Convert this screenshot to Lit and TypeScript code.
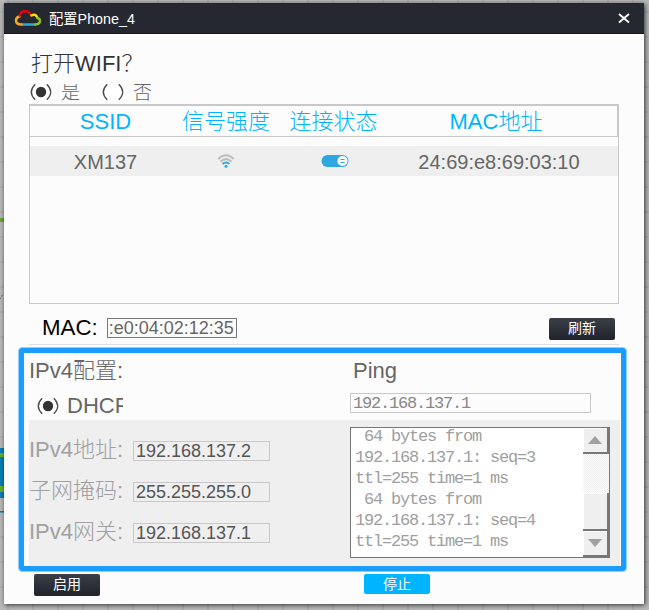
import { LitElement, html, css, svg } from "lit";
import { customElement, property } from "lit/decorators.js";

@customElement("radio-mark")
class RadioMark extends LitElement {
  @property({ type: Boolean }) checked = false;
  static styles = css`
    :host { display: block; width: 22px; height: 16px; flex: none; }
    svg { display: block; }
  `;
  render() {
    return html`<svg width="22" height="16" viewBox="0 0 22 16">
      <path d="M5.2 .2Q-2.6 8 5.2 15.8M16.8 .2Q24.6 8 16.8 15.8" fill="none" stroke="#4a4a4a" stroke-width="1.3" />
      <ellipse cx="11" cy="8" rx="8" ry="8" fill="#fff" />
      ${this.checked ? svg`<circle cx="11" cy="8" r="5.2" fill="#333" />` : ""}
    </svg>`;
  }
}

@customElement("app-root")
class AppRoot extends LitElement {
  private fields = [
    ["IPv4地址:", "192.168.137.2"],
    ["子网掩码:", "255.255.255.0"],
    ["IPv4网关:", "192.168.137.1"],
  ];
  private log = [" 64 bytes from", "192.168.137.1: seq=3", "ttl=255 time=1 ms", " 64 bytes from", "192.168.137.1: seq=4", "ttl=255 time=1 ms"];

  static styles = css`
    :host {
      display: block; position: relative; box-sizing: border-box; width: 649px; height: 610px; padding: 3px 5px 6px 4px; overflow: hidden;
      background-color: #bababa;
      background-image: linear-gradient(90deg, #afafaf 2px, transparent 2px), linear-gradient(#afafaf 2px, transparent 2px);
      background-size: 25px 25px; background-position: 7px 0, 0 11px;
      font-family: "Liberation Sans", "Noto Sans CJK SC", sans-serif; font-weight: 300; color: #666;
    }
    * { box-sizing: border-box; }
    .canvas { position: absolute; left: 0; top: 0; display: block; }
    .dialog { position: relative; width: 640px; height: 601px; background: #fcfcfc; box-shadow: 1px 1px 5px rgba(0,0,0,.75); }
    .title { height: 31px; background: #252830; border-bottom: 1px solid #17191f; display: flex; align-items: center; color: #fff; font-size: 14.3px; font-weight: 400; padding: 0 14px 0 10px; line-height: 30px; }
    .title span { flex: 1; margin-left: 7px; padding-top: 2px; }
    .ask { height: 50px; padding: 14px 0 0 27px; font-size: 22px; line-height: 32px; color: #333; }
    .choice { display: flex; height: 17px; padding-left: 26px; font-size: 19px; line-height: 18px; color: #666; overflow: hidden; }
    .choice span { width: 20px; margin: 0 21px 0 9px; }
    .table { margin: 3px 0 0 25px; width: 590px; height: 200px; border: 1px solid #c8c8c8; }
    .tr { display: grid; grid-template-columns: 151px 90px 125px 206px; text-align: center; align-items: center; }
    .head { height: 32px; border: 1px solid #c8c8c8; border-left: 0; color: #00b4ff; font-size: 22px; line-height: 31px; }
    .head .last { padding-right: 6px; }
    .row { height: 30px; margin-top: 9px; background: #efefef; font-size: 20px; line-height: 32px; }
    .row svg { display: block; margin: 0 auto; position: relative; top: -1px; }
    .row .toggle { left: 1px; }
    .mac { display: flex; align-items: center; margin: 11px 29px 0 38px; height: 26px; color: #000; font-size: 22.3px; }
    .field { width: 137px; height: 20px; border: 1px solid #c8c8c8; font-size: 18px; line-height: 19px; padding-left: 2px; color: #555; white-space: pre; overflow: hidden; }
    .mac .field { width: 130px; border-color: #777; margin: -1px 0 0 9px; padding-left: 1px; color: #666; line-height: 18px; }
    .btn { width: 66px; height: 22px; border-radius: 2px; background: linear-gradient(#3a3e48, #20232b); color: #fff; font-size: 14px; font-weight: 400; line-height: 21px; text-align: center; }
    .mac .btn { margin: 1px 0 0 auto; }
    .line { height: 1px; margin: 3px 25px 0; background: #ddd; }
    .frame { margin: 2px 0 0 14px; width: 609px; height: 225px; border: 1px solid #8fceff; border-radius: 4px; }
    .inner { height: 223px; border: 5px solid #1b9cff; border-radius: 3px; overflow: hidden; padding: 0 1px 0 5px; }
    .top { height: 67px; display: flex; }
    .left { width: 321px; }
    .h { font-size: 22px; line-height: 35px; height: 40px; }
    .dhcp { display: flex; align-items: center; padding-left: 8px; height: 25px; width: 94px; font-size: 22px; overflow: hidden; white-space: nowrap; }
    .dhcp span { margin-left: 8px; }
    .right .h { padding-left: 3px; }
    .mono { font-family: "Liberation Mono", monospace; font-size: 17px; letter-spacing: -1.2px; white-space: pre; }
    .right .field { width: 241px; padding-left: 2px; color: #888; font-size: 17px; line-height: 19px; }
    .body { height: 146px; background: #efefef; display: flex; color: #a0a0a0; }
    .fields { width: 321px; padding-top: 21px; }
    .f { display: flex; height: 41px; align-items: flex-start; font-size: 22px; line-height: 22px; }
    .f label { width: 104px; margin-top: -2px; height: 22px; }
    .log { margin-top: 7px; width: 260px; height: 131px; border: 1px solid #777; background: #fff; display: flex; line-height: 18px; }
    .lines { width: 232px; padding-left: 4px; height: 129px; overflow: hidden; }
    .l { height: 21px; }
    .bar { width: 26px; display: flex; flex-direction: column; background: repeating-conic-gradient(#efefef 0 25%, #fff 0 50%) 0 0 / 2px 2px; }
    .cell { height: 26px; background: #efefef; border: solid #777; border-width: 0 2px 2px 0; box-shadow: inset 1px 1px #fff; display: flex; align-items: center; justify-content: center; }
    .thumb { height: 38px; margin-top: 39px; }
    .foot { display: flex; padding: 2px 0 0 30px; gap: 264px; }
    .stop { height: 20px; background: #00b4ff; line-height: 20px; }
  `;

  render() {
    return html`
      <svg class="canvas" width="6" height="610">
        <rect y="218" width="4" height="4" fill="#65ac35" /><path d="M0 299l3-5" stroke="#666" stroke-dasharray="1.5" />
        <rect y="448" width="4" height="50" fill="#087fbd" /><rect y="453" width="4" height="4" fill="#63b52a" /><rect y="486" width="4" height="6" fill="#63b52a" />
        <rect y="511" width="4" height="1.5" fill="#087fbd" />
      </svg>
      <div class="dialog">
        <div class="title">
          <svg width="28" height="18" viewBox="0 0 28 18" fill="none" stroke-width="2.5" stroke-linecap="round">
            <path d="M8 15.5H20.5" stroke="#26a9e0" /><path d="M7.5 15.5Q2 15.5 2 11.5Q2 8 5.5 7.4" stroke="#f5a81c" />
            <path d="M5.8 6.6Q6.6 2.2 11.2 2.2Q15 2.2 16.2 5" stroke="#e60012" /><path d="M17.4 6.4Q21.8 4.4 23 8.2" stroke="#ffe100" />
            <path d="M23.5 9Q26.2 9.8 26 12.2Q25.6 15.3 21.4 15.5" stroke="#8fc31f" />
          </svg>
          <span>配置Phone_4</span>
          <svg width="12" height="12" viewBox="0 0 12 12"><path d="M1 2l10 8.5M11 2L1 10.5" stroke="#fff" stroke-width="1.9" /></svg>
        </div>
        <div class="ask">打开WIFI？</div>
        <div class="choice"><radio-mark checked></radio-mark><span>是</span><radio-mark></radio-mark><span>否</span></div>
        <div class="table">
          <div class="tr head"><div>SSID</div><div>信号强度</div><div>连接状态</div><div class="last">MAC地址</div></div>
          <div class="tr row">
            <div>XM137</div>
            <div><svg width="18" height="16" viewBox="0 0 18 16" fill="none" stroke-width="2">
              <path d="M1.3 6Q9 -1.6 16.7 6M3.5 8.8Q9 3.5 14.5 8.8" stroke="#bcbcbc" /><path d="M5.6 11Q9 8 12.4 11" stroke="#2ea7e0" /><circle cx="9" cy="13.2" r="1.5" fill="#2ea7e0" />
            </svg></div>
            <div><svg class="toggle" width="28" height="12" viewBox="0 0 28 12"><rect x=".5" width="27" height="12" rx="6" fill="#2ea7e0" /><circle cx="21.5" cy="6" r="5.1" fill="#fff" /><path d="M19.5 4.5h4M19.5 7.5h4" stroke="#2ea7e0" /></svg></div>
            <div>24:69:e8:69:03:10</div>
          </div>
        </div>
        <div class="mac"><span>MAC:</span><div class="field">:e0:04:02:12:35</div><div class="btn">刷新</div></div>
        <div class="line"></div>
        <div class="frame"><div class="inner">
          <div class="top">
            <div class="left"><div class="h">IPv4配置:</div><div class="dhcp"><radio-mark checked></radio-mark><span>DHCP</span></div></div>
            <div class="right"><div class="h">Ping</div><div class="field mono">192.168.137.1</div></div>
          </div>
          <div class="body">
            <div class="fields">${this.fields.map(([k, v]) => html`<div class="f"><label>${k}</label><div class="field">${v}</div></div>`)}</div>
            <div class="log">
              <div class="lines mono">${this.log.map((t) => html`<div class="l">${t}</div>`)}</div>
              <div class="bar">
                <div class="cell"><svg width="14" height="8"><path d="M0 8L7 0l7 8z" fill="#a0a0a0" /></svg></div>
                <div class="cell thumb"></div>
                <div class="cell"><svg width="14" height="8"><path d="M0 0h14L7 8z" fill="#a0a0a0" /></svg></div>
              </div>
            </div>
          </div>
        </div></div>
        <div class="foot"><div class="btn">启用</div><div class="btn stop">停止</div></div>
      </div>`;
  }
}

Exercise brief:
Every line containing the string "this" must be listed.

Written response:
Convert this screenshot to Lit and TypeScript code.
      ${this.checked ? svg`<circle cx="11" cy="8" r="5.2" fill="#333" />` : ""}
            <div class="fields">${this.fields.map(([k, v]) => html`<div class="f"><label>${k}</label><div class="field">${v}</div></div>`)}</div>
              <div class="lines mono">${this.log.map((t) => html`<div class="l">${t}</div>`)}</div>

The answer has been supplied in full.